WRITTEN EXERCISE: Pick out every line of the entries below where "this" occurs, and copy those lines.

Web page code records:
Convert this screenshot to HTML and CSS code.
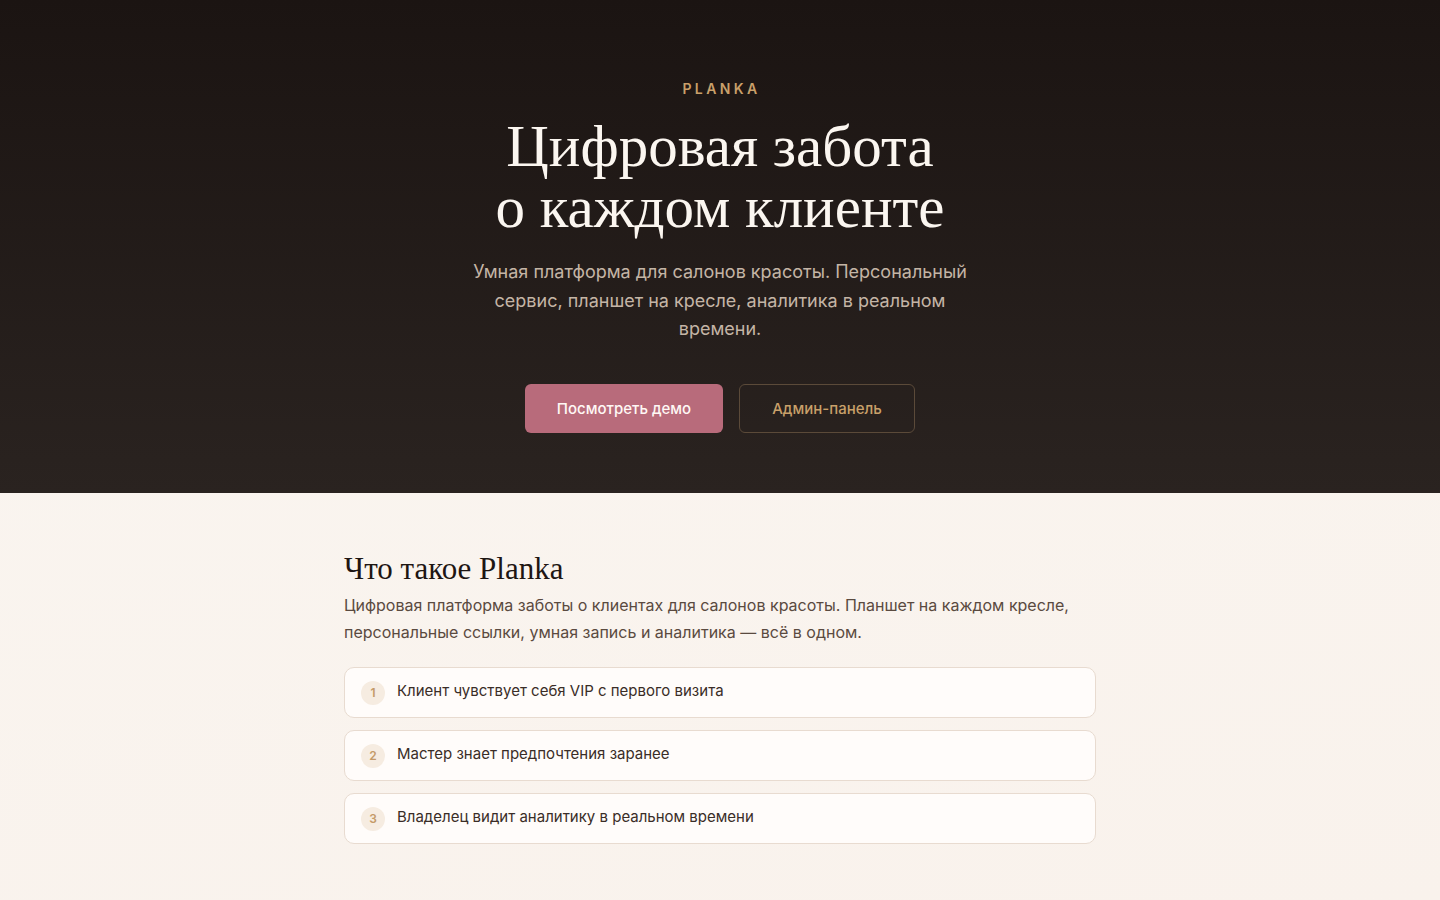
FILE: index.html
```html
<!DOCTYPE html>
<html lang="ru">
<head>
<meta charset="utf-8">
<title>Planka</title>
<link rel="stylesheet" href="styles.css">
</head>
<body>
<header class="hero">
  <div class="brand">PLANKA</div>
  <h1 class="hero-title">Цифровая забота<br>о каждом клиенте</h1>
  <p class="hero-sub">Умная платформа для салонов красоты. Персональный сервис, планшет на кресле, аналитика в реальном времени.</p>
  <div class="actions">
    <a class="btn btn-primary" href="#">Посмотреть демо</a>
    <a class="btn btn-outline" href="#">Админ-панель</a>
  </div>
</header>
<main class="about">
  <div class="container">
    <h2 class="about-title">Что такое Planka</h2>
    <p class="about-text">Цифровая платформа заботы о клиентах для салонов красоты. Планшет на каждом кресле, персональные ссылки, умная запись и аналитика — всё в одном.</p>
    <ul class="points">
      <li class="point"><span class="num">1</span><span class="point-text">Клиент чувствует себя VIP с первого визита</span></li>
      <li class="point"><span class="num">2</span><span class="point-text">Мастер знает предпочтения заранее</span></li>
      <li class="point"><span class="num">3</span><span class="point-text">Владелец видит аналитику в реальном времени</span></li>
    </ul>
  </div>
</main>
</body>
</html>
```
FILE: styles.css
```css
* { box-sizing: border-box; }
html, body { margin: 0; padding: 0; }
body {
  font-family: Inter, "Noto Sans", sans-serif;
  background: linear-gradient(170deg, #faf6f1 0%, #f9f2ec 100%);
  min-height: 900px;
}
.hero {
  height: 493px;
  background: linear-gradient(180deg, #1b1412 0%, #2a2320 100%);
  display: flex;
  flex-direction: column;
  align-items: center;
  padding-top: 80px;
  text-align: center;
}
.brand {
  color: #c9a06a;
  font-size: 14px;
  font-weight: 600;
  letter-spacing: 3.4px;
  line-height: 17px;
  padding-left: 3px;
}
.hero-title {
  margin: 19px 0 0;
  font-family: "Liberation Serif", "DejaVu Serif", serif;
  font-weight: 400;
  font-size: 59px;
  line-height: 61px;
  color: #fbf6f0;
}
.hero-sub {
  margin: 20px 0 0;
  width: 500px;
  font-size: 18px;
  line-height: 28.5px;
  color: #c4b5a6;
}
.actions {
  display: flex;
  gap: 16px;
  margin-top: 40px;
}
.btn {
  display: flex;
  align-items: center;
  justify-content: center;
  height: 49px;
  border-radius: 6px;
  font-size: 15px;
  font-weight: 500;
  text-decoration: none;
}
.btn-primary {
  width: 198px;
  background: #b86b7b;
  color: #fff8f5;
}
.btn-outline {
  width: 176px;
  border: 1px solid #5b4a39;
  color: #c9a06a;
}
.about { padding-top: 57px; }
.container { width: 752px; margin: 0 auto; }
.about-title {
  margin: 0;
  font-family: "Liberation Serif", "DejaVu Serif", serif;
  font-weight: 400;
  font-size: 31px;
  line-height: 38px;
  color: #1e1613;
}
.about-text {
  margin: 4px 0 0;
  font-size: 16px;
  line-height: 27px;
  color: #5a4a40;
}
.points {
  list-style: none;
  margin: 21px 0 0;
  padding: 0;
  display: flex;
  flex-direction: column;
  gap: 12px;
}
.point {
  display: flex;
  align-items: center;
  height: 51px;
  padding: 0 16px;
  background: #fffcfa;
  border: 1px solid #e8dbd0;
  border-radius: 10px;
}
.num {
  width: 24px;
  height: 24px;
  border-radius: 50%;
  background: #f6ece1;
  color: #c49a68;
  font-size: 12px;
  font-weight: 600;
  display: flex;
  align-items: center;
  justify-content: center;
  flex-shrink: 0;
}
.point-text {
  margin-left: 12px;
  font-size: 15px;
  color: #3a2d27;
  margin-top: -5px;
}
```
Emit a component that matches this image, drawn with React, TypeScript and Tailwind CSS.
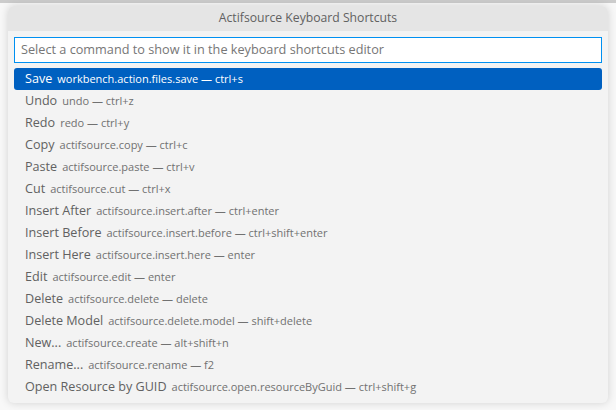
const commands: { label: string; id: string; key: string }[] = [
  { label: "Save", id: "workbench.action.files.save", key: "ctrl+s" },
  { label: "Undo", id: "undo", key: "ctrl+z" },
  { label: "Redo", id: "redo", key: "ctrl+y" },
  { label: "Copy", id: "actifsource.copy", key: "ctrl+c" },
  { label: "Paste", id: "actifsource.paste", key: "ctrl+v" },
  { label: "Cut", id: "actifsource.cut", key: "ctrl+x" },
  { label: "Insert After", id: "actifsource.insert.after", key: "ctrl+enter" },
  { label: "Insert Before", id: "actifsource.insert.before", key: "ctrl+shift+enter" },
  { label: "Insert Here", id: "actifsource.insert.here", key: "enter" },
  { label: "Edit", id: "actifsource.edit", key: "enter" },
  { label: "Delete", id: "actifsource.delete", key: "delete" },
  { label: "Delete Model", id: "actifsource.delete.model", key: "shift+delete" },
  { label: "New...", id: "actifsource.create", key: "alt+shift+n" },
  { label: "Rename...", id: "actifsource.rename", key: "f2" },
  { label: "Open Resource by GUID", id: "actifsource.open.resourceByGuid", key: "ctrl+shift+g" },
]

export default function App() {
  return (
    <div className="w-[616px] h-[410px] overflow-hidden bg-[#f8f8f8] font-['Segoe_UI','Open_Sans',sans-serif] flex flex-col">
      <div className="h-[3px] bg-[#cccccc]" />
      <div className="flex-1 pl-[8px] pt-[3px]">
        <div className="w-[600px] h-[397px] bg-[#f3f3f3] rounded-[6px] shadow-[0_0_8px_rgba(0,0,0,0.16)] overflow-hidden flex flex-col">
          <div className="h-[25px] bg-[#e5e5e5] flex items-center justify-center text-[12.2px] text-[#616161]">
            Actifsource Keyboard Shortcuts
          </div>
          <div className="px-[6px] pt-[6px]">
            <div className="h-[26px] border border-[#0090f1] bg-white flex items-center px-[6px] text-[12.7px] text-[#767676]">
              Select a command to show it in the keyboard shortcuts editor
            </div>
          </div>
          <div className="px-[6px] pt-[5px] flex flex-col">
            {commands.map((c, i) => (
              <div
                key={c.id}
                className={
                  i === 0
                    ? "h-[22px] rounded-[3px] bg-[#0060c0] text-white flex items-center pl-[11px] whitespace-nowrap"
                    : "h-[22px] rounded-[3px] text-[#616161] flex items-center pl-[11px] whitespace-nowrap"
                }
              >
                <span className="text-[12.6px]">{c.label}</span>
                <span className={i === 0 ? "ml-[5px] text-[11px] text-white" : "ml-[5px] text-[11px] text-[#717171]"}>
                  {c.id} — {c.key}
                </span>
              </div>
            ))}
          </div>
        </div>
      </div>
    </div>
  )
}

TASK OUTPUT:
Convert this screenshot to HTML and CSS code.
Emit a component that matches this image, drawn with React, TypeScript and Tailwind CSS.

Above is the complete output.